Género en el desarrollo implica situarse en una concepción de desarrollo integral, donde la consideración a las dimensiones social y cultural es aceptada como un requisito para abordar la superación de la pobreza y lograr un mejoramiento en las condiciones de vida de la población sobre la base de la igualdad y la equidad.
Para el caso de México, algunos reportes para las zonas rurales (Robles, Aranda y Botey, 1992, Espinosa 2006), indicaron que las condiciones de las mujeres campesinas e indígenas habían empeorado debido a la migración de los varones, que las obligó a incrementar su jornada de trabajo al hacerlas responsables de las parcelas familiares. Las mujeres jóvenes debieron emigrar a las ciudades a emplearse en labores domésticas y se incrementó su trabajo como jornaleras, sin beneficios ni seguridad social. El porcentaje de asalariadas pasó del 5.2% al 20% de 1975 a 1985.
Las mujeres rurales continuaban sin acceder a la tierra, al crédito, a la capacitación y a la tecnología. Frecuentemente las mujeres tuvieron que compensar los recortes en los servicios sociales ejerciendo un "tercer rol" al asumir el suministro y/o gestión de servicios comunitarios, amén de su trabajo en la esfera doméstica y productiva, lo que incrementó aún más sus responsabilidades, mismas que no adquirieron reconocimiento social (Yung:1988).
Un vasto cuerpo teórico da cuenta de la multitud de papeles que desempeñan y ha recalcado la importancia de su rol en el ámbito productivo. De igual manera, conviene destacar que durante los años setenta se conformó un importante movimiento de mujeres, crítico de esta estrategia, que fue realizando propuestas alternativas. Junto a él, la teorización feminista fue un aporte significativo para la redefinición y la ampliación de los espacios de la acción política. En conjunto, movimiento y reflexión sobre las relaciones de género en términos de relaciones de poder dio lugar a un nuevo feminismo que tuvo el mérito de volver a establecer el debate sobre la discriminación y la subordinación, pero trascendiendo el pensar y presentar a las mujeres como víctimas de la desigualdad genérica, para pasar a traducir en realidad social la experiencia, el saber y el poder de las mujeres.

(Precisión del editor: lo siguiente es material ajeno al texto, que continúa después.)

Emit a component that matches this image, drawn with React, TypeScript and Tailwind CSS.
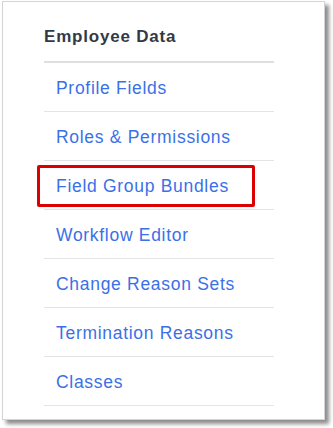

En nuestro país ha sido ampliamente abordado el análisis de las políticas y programas impulsados durante las décadas de los setenta y ochenta, en particular para el sector agropecuario, que fomentaron la “integración” de la mujer al desarrollo mediante su organización en micro-emprendimientos y otras actividades de generación de ingresos, bienes y servicios. Aranda (1993) realiza uno de los primeros estudios sobre las políticas públicas dirigidas a las mujeres campesinas para señalar las serias limitaciones presentes en su formulación e instrumentación y para destacar la distancia entre sus planteamientos y resultados. Ello se ha debido, entre otras razones, a que se han impulsado programas aislados y orientados a áreas específicas de atención que carecen de marco general que permita dar coherencia e integralidad a sus propósitos y a su operación. Por otra parte, los proyectos han carecido de una orientación dirigida a atacar las causas de la desigualdad socioeconómica y de género.